Elitism: One of the left’s most common flaws–intellectual elitism–alienates the working class. Environmentalists are particularly prone to this failing, too often ignoring the legitimate concerns of loggers, farmers, autoworkers, fishing industry workers, and others whose livelihoods appear to depend on ecological destruction. In the long run, these different interests often turn out to be less contradictory than they seem. Ecology groups and fishing fleets, for example, share the same desire–a sea full of fish. But progressives often prefer confronting “enemies” to finding common ground with people different from themselves.

Progressives also find it hard to discriminate between their various opponents, between the militaristic cowboys of the radical right, for example, and internationalistic corporate leaders. As predatory and destructive as corporations can be, they are the most powerful force on the planet today. Not to engage with them is as self-defeating as not engaging in the political process. Most business leaders today have a vested interest in a peaceful world. Yet for many radicals, they are merely evil bogeymen.

Utopianism: Democracy is an ever-evolving, self-correcting process, not a frozen final product. The radical right has mounted a rear-guard assault against this dynamism–trying to re-establish, with considerable success, an authoritarian state. Too many leftists, as well, see themselves as godlike architects of a “better” world, drafting blueprints of how things should be and attacking all who fail to agree with their specifications. They compete to be “more militant than thou,” and the grandiosity of their goals suggests that the ego investment in their ideas outweighs the desire for change. Some progressives are quite willing to see nothing achieved as long as their values remain unsullied.

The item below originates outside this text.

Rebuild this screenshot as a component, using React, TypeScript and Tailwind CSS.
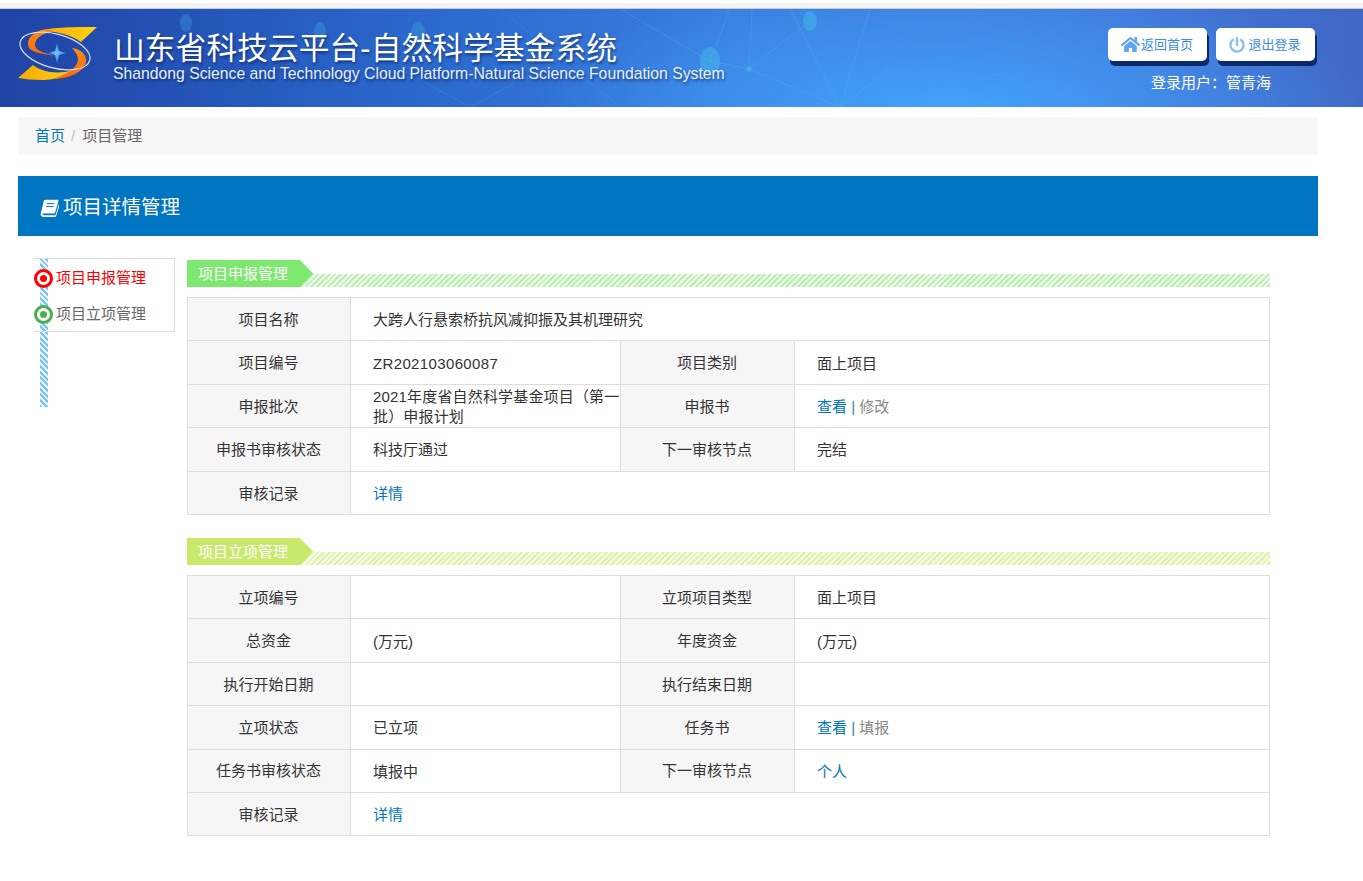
import React from 'react';
import { FaHome, FaPowerOff } from 'react-icons/fa';

const FONT = "font-['Liberation_Sans','Noto_Sans_CJK_SC',sans-serif]";

const labelCell = 'border border-[#ddd] bg-[#f6f6f6] text-center font-normal align-middle pl-[7px] pr-2 pt-[2px] pb-0';
const valueCell = 'border border-[#ddd] align-middle pl-[22px] pr-0 pt-[2px] pb-0 leading-[20px]';

const BookIcon = () => (
  <svg width="19" height="18" viewBox="0 0 19 18" fill="none">
    <path d="M5.2.8h12c1 0 1.4.7 1.1 1.6l-3 10.5c-.4 1.2-1 1.7-2.2 1.7H3.4c-.7 0-1.1.4-.9.9.2.5.7.7 1.4.7h10.8c.5 0 .9-.3 1.1-.8l3-10.2c.5.3.7.8.5 1.5l-2.900 9.700c-.3 1-1 1.600-2.100 1.600H3.600C1.900 18 .5 16.800.7 15.200c0-.4.1-.8.2-1.200L3.500 2.900C3.700 1.700 4.300.8 5.200.8z" fill="#fff" />
    <path d="M6.800 4.600h7.600M6 7.400h7.600" stroke="#0075c2" strokeWidth="1" />
  </svg>
);

const Logo = () => (
  <svg width="82" height="58" viewBox="0 0 82 58">
    <defs>
      <linearGradient id="lg-yellow" x1="0" y1="0" x2="1" y2="0">
        <stop offset="0" stopColor="#f9a800" />
        <stop offset="1" stopColor="#ffd414" />
      </linearGradient>
      <linearGradient id="lg-orange" x1="0" y1="0" x2="0" y2="1">
        <stop offset="0" stopColor="#ff8c14" />
        <stop offset="1" stopColor="#f5690c" />
      </linearGradient>
      <radialGradient id="lg-star">
        <stop offset="0" stopColor="#7cc4ff" />
        <stop offset="1" stopColor="#1f7fe8" />
      </radialGradient>
    </defs>
    <path d="M22 6 C34 2 60 2 80 2 L64 17 C54 9 36 6 22 6Z" fill="url(#lg-yellow)" />
    <path d="M1 53 L16 40 C26 48 44 50 58 44 C50 51 38 55 26 55 C16 55 8 54 1 53Z" fill="url(#lg-yellow)" />
    <path d="M30 4 C16 6 10 14 11 20 C12 27 24 29 40 31 C30 29 18 26 18 20 C18 14 24 8 38 6 Z" fill="url(#lg-orange)" />
    <path d="M55 23 C64 24 70 30 69 37 C67 47 52 54 36 54 C48 50 60 44 61 35 C61 30 58 26 55 23Z" fill="url(#lg-orange)" />
    <ellipse cx="38" cy="26" rx="36" ry="17" transform="rotate(15 38 26)" fill="none" stroke="#d4dfe8" strokeWidth="1.2" />
    <path d="M40 18 L42 26 L49 28 L42 30 L40 38 L38 30 L31 28 L38 26 Z" fill="url(#lg-star)" />
  </svg>
);

const BannerBackground = () => (
  <svg className="absolute inset-0 w-full h-full" viewBox="0 0 1363 98" preserveAspectRatio="none">
    <defs>
      <linearGradient id="banner" x1="0" y1="0" x2="1" y2="0">
        <stop offset="0" stopColor="#1f43a4" />
        <stop offset="0.3" stopColor="#2a68cc" />
        <stop offset="0.55" stopColor="#3a7ede" />
        <stop offset="0.8" stopColor="#4278da" />
        <stop offset="1" stopColor="#4068c6" />
      </linearGradient>
      <radialGradient id="glow" gradientUnits="userSpaceOnUse" cx="950" cy="110" r="420" gradientTransform="translate(0 72) scale(1 0.35)">
        <stop offset="0" stopColor="#42a4fc" stopOpacity="1" />
        <stop offset="1" stopColor="#42a4fc" stopOpacity="0" />
      </radialGradient>
    </defs>
    <rect width="1363" height="98" fill="url(#banner)" />
    <rect width="1363" height="98" fill="url(#glow)" />
    <g fill="#43b4ea" fillOpacity="0.3">
      <ellipse cx="186" cy="14" rx="6" ry="9" />
      <ellipse cx="320" cy="23" rx="6" ry="10" />
      <ellipse cx="418" cy="24" rx="7" ry="11" />
    </g>
    <g fill="#43b4ea" fillOpacity="0.55">
      <ellipse cx="710" cy="52" rx="10" ry="14" />
      <ellipse cx="810" cy="12" rx="7" ry="10" />
      <circle cx="749" cy="60" r="3" />
    </g>
    <g stroke="#5cc4f0" strokeOpacity="0.3" strokeWidth="0.8" fill="none">
      <path d="M730 0 L710 52 L749 60 L810 12 M749 60 L752 0 M749 60 L840 98 L890 60 M840 98 L790 0 M840 98 L870 0 M620 0 L710 52" />
      <path d="M400 60 L470 98 L560 50 L620 98 M560 50 L500 0" strokeOpacity="0.2" />
    </g>
  </svg>
);

const Section = ({ title, bg, stripe, children }: { title: string; bg: string; stripe: string; children: React.ReactNode }) => (
  <div>
    <div className="relative h-[27px] flex items-end">
      <div className={`absolute left-0 right-0 bottom-0 h-[13px] ${stripe}`} />
      <div className={`relative h-[27px] w-[113px] pl-[11px] text-white text-[15px] leading-[27px] ${bg}`}>{title}</div>
      <div className={`relative h-[27px] w-[13px] ${bg} [clip-path:polygon(0_0,100%_50%,0_100%)]`} />
    </div>
    <table className="w-full table-fixed border-collapse mt-[10px] text-[15px] text-[#333]">
      <colgroup>
        <col className="w-[163px]" />
        <col className="w-[270px]" />
        <col className="w-[174px]" />
        <col />
      </colgroup>
      <tbody>{children}</tbody>
    </table>
  </div>
);

const Row = ({ cells }: { cells: [string, React.ReactNode, string?, React.ReactNode?] }) => (
  <tr className="h-[43.4px]">
    <th className={labelCell}>{cells[0]}</th>
    {cells[2] === undefined ? (
      <td className={valueCell} colSpan={3}>{cells[1]}</td>
    ) : (
      <>
        <td className={valueCell}>{cells[1]}</td>
        <th className={labelCell}>{cells[2]}</th>
        <td className={valueCell}>{cells[3]}</td>
      </>
    )}
  </tr>
);

const Blue = ({ children }: { children: React.ReactNode }) => <a className="text-[#0075c2]">{children}</a>;

const ViewEdit = ({ edit }: { edit: string }) => (
  <span>
    <Blue>查看</Blue> <span className="text-[#337ab7]">|</span> <span className="text-[#888]">{edit}</span>
  </span>
);

export default function App() {
  return (
    <div className={`${FONT} bg-white min-h-[881px] text-[15px] text-[#333]`}>
      <div className="h-[9px] pt-[3px]">
        <div className="h-[5px] bg-[#f3f3f3] border-b border-[#ccc] box-content" />
      </div>

      <header className="relative h-[98px] overflow-hidden">
        <BannerBackground />
        <div className="relative flex justify-between h-full">
          <div className="flex pl-[17px] pt-[16px]">
            <Logo />
            <div className="ml-[15px] pt-[7px] text-white [text-shadow:1px_2px_3px_rgba(0,20,80,0.6)]">
              <div className="text-[30.8px] leading-[34px] whitespace-nowrap">山东省科技云平台-自然科学基金系统</div>
              <div className="ml-[-1px] text-[15.75px] leading-[20px] mt-[-2px] whitespace-nowrap text-[#e8f0fa]">Shandong Science and Technology Cloud Platform-Natural Science Foundation System</div>
            </div>
          </div>
          <div className="w-[208px] mr-[48px] pt-[19px] flex flex-col items-center">
            <div className="flex gap-[9px]">
              <button className="w-[99px] h-[33px] bg-white rounded-[5px] shadow-[2px_5px_0_#0a2a6e] text-[#3b8ee0] text-[13px] flex items-center justify-center gap-[1px]">
                <FaHome size={19} color="#5fa6ee" />
                返回首页
              </button>
              <button className="w-[99px] h-[33px] bg-white rounded-[5px] shadow-[2px_5px_0_#0a2a6e] text-[#3b8ee0] text-[13px] flex items-center justify-center gap-[3px]">
                <FaPowerOff size={16} color="#8cc0f2" />
                退出登录
              </button>
            </div>
            <div className="text-white mt-[12px] leading-[20px]">登录用户：管青海</div>
          </div>
        </div>
      </header>

      <nav className="mx-[18px] w-[1300px] mt-[10px] h-[38px] bg-[#f7f7f7] flex items-center pl-[17px]">
        <a className="text-[#0075c2]">首页</a>
        <span className="text-[#bbb] pl-[6px] pr-[7px]">/</span>
        <span className="text-[#666]">项目管理</span>
      </nav>

      <div className="ml-[18px] w-[1300px] mt-[21px] h-[60px] pt-[3px] bg-[#0075c2] flex items-center pl-[22px] text-white text-[19.5px] gap-[4px]">
        <BookIcon />
        项目详情管理
      </div>

      <div className="flex mt-[22px]">
        <aside className="relative ml-[34px] w-[141px] shrink-0 h-[149px]">
          <div className="absolute left-[6px] top-0 w-[8px] h-[149px] bg-[repeating-linear-gradient(45deg,#7cc3ee_0,#7cc3ee_2px,#e3f2fb_2px,#e3f2fb_4px)]" />
          <div className="absolute left-0 top-0 w-[141px] h-[74px] border-y border-r border-[#ddd]" />
          <ul className="relative pt-[2px]">
            <li className="h-[36px] flex items-center text-[#f00]">
              <span className="w-[19px] h-[19px] rounded-full border-[3px] border-[#f00] bg-white flex items-center justify-center">
                <span className="w-[7px] h-[7px] rounded-full bg-[#f00]" />
              </span>
              <span className="ml-[3px]">项目申报管理</span>
            </li>
            <li className="h-[36px] flex items-center text-[#666]">
              <span className="w-[19px] h-[19px] rounded-full border-[3px] border-[#4cae4c] bg-white flex items-center justify-center">
                <span className="w-[7px] h-[7px] rounded-full bg-[#4cae4c]" />
              </span>
              <span className="ml-[3px]">项目立项管理</span>
            </li>
          </ul>
        </aside>

        <main className="ml-[12px] w-[1083px] pt-[2px]">
          <Section
            title="项目申报管理"
            bg="bg-[#7de86e]"
            stripe="bg-[repeating-linear-gradient(135deg,#b8f0b0_0,#b8f0b0_2px,#f0fcee_2px,#f0fcee_4px)]"
          >
            <Row cells={['项目名称', '大跨人行悬索桥抗风减抑振及其机理研究']} />
            <Row cells={['项目编号', <span className="tracking-[0.36px]">ZR202103060087</span>, '项目类别', '面上项目']} />
            <Row cells={['申报批次', <span className="tracking-[0.17px]">2021年度省自然科学基金项目（第一批）申报计划</span>, '申报书', <ViewEdit edit="修改" />]} />
            <Row cells={['申报书审核状态', '科技厅通过', '下一审核节点', '完结']} />
            <Row cells={['审核记录', <Blue>详情</Blue>]} />
          </Section>

          <div className="mt-[23px]">
            <Section
              title="项目立项管理"
              bg="bg-[#c9e96c]"
              stripe="bg-[repeating-linear-gradient(135deg,#dff2ac_0,#dff2ac_2px,#f7fce6_2px,#f7fce6_4px)]"
            >
              <Row cells={['立项编号', '', '立项项目类型', '面上项目']} />
              <Row cells={['总资金', '(万元)', '年度资金', '(万元)']} />
              <Row cells={['执行开始日期', '', '执行结束日期', '']} />
              <Row cells={['立项状态', '已立项', '任务书', <ViewEdit edit="填报" />]} />
              <Row cells={['任务书审核状态', '填报中', '下一审核节点', <Blue>个人</Blue>]} />
              <Row cells={['审核记录', <Blue>详情</Blue>]} />
            </Section>
          </div>
        </main>
      </div>
    </div>
  );
}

Such piety betrays a hidden belief in a sort of Radical Higher Authority who rewards true believers. Followers of this path can all too easily aim not at creating change, but at proving that they are Good and their opponents are Bad.

For the left to reclaim its role as the creative edge of social change, it needs to recognize what that change means at its core: connection, communication, and the removal of walls. Millions of people around the world are doing just that–consciously and otherwise. They’re not lamenting, they’re not plotting revolutions, they’re not committing acts of violence, for they’re aware that violence, revolution, and lamentation are all reactionary. They’re organizing, peacekeeping, growing organic food, working with solar energy, forming international alliances, and, yes, helping corporations and other organizations try to become sustainable.

The concept of “left” or “progressive” needs to be redefined. If “left” means being in the forefront of cultural change, much of the current left is out of the picture. Insofar as it still clings to individualistic values, authoritarian assumptions, and militaristic stances, it has aligned itself with the Divider position of the right. It will regain a sense of purpose and public support when it has fully grounded itself in the Connector values of the future.

Philip Slater is the author of the best-selling The Pursuit of Loneliness and is working on a book tentatively titled Temporary Insanity: Living in a Transitional Age.